Don't include pictures. Quote the lines below from the first through the line that contains "const S = 'sel';".

DATA SECTION -
--- --- ---

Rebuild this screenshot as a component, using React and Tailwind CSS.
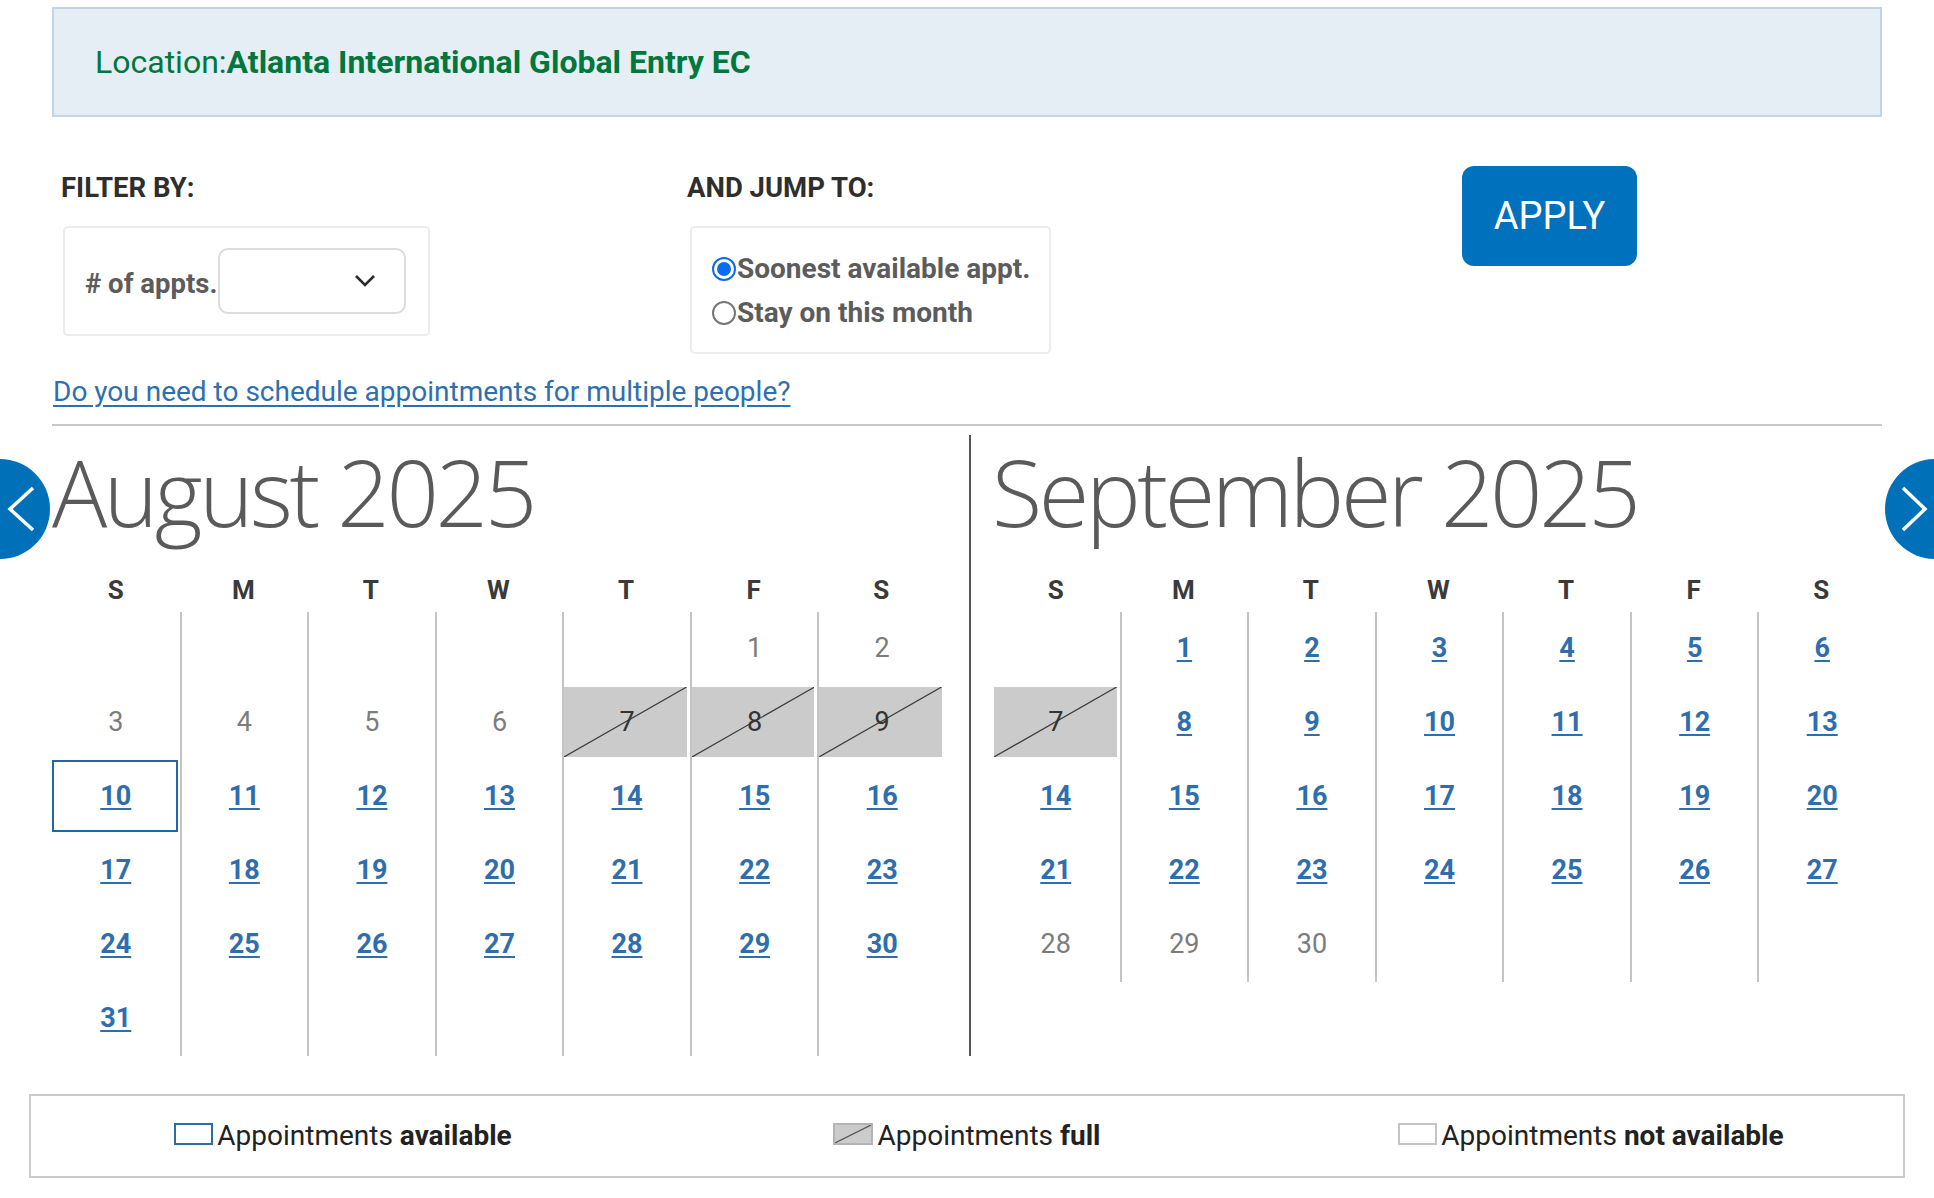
import React from 'react';

const A = 'a';
const G = 'g';
const F = 'f';
const S = 'sel';

const august = [
  [null, null, null, null, null, [1, G], [2, G]],
  [[3, G], [4, G], [5, G], [6, G], [7, F], [8, F], [9, F]],
  [[10, S], [11, A], [12, A], [13, A], [14, A], [15, A], [16, A]],
  [[17, A], [18, A], [19, A], [20, A], [21, A], [22, A], [23, A]],
  [[24, A], [25, A], [26, A], [27, A], [28, A], [29, A], [30, A]],
  [[31, A], null, null, null, null, null, null],
];

const september = [
  [null, [1, A], [2, A], [3, A], [4, A], [5, A], [6, A]],
  [[7, F], [8, A], [9, A], [10, A], [11, A], [12, A], [13, A]],
  [[14, A], [15, A], [16, A], [17, A], [18, A], [19, A], [20, A]],
  [[21, A], [22, A], [23, A], [24, A], [25, A], [26, A], [27, A]],
  [[28, G], [29, G], [30, G], null, null, null, null],
];

const days = ['S', 'M', 'T', 'W', 'T', 'F', 'S'];

const Slash = ({ color = '#3a3a3a' }) => (
  <svg className="absolute inset-0 w-full h-full" viewBox="0 0 100 100" preserveAspectRatio="none">
    <line x1="0" y1="100" x2="100" y2="0" stroke={color} strokeWidth="1.2" vectorEffect="non-scaling-stroke" />
  </svg>
);

const DayCell = ({ cell, col }) => {
  const [d, s] = cell || [];
  return (
    <div
      className={`relative h-[74px] flex items-center justify-center ${
        col > 0 ? 'border-l-2 border-[#c4c4c4]' : ''
      }`}
    >
      {s === F && (
        <div className={`absolute top-px bottom-[3px] right-[3px] bg-[#cbcbcb] ${col === 0 ? 'left-[2px]' : 'left-0'}`}>
          <Slash />
        </div>
      )}
      {s === S && (
        <div className="absolute top-0 left-0 right-[2px] bottom-[2px] border-2 border-[#1f6aa6]"></div>
      )}
      {cell && (
        <span
          className={`relative leading-none text-[27px] ${
            s === A || s === S
              ? 'font-bold text-[#2f6ead] underline underline-offset-[3px]'
              : s === F
              ? 'text-[#333]'
              : 'text-[#7c7c7c]'
          }`}
        >
          {d}
        </span>
      )}
    </div>
  );
};

const Month = ({ title, weeks }) => (
  <div>
    <h2 className="mt-[11px] h-[92px] font-['Open_Sans',sans-serif] font-light text-[92px] leading-none tracking-[-0.037em] text-[#5a5a5a] whitespace-nowrap">
      {title}
    </h2>
    <div className="grid grid-cols-7 w-[893px] mt-[39px] h-[26px]">
      {days.map((d, i) => (
        <div key={i} className="text-center text-[26px] leading-none font-bold text-[#3a3a3a]">
          {d}
        </div>
      ))}
    </div>
    <div className="grid grid-cols-7 w-[893px] mt-[9px]">
      {weeks.map((w, r) =>
        w.map((c, i) => <DayCell key={`${r}-${i}`} cell={c} col={i} />)
      )}
    </div>
  </div>
);

const Radio = ({ checked }) =>
  checked ? (
    <span className="w-[24px] h-[24px] rounded-full border-2 border-[#0b6cf0] bg-white flex items-center justify-center shrink-0">
      <span className="w-[14px] h-[14px] rounded-full bg-[#0b6cf0]"></span>
    </span>
  ) : (
    <span className="w-[24px] h-[24px] rounded-full border-2 border-[#777] bg-white shrink-0"></span>
  );

const Arrow = ({ dir }) => (
  <div
    className={`absolute top-[459px] w-[100px] h-[100px] rounded-full bg-[#0070b9] ${
      dir === 'left' ? 'left-[-50px]' : 'left-[1885px]'
    }`}
  >
    <svg className="w-full h-full" viewBox="0 0 100 100">
      {dir === 'left' ? (
        <polyline points="83,29 60,50 83,71" fill="none" stroke="white" strokeWidth="3.5" />
      ) : (
        <polyline points="18,29 40,50 18,71" fill="none" stroke="white" strokeWidth="3.5" />
      )}
    </svg>
  </div>
);

const LegendItem = ({ kind, children }) => (
  <div className="flex items-center justify-center">
    {kind === 'available' && <span className="w-[39px] h-[22px] border-2 border-[#2a6ea6] -mt-[3px]"></span>}
    {kind === 'full' && (
      <span className="relative w-[40px] h-[22px] border-2 border-[#b4b4b4] bg-[#cbcbcb] -mt-[3px]">
        <Slash color="#555" />
      </span>
    )}
    {kind === 'none' && <span className="w-[39px] h-[22px] border-2 border-[#c4c4c4] -mt-[3px]"></span>}
    <span className="ml-[4px] text-[28px] leading-none text-[#222]">{children}</span>
  </div>
);

export default function App() {
  return (
    <div className="relative w-[1934px] h-[1198px] overflow-hidden bg-white font-['Roboto','Liberation_Sans',sans-serif]">
      <div className="mx-[52px] pt-[7px]">
        {/* location banner */}
        <div className="h-[110px] border-2 border-[#c2d4e6] bg-[#e5edf5] flex items-center pl-[41px]">
          <p className="text-[32px] leading-none text-[#00773b]">
            Location:<span className="font-bold">Atlanta International Global Entry EC</span>
          </p>
        </div>

        {/* filters */}
        <div className="flex items-start mt-[49px]">
          <div className="w-[625px] pl-[9px] pt-[8px]">
            <h3 className="text-[27.5px] leading-none font-bold text-[#2e2e2e]">FILTER BY:</h3>
            <div className="ml-[2px] mt-[24px] w-[367px] h-[110px] border-2 border-[#ececec] rounded-[5px] flex items-center pl-[20px] pr-[18px]">
              <span className="relative top-[3px] whitespace-nowrap text-[27.5px] leading-none font-bold text-[#5c5c5c]">
                # of appts.
              </span>
              <div className="shrink-0 ml-[1px] w-[188px] h-[66px] border-2 border-[#dcdcdc] rounded-[10px] bg-white flex items-center justify-end pr-[28px]">
                <svg width="22" height="14" viewBox="0 0 22 14">
                  <polyline points="2,2 11,11 20,2" fill="none" stroke="#2b2b2b" strokeWidth="2.6" />
                </svg>
              </div>
            </div>
          </div>

          <div className="w-[775px] pl-[10px] pt-[8px]">
            <h3 className="text-[27.5px] leading-none font-bold text-[#2e2e2e]">AND JUMP TO:</h3>
            <div className="ml-[3px] mt-[24px] w-[361px] h-[128px] border-2 border-[#ececec] rounded-[5px] pt-[19px] pl-[20px]">
              <label className="h-[44px] flex items-center">
                <Radio checked />
                <span className="ml-px text-[28px] leading-none font-bold text-[#5c5c5c]">
                  Soonest available appt.
                </span>
              </label>
              <label className="h-[44px] flex items-center">
                <Radio />
                <span className="ml-px text-[28px] leading-none font-bold text-[#5c5c5c]">
                  Stay on this month
                </span>
              </label>
            </div>
          </div>

          <div className="pl-[10px]">
            <button className="w-[175px] h-[100px] rounded-[12px] bg-[#0071bc] text-white text-[38px] leading-none">
              APPLY
            </button>
          </div>
        </div>

        <a href="#" className="block mt-[24px] pl-px text-[28px] leading-none text-[#2f6fae] underline underline-offset-[4px]">
          Do you need to schedule appointments for multiple people?
        </a>

        <div className="mt-[18px] h-[2px] bg-[#c8c8c8]"></div>

        {/* calendars */}
        <div className="flex mt-[9px]">
          <div className="w-[917px] pr-[24px]">
            <Month title="August 2025" weeks={august} />
          </div>
          <div className="flex-1 border-l-2 border-[#555] pl-[21px]">
            <Month title="September 2025" weeks={september} />
          </div>
        </div>

        {/* legend */}
        <div className="-mx-[23px] mt-[38px] h-[84px] border-2 border-[#cbcbcb] grid grid-cols-3 items-center">
          <LegendItem kind="available">
            Appointments <span className="font-bold">available</span>
          </LegendItem>
          <LegendItem kind="full">
            Appointments <span className="font-bold">full</span>
          </LegendItem>
          <LegendItem kind="none">
            Appointments <span className="font-bold">not available</span>
          </LegendItem>
        </div>
      </div>

      <Arrow dir="left" />
      <Arrow dir="right" />
    </div>
  );
}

--- --- ---

RESPONSE -
Rebuild this screenshot as a component, using React and Tailwind CSS.
import React from 'react';

const A = 'a';
const G = 'g';
const F = 'f';
const S = 'sel';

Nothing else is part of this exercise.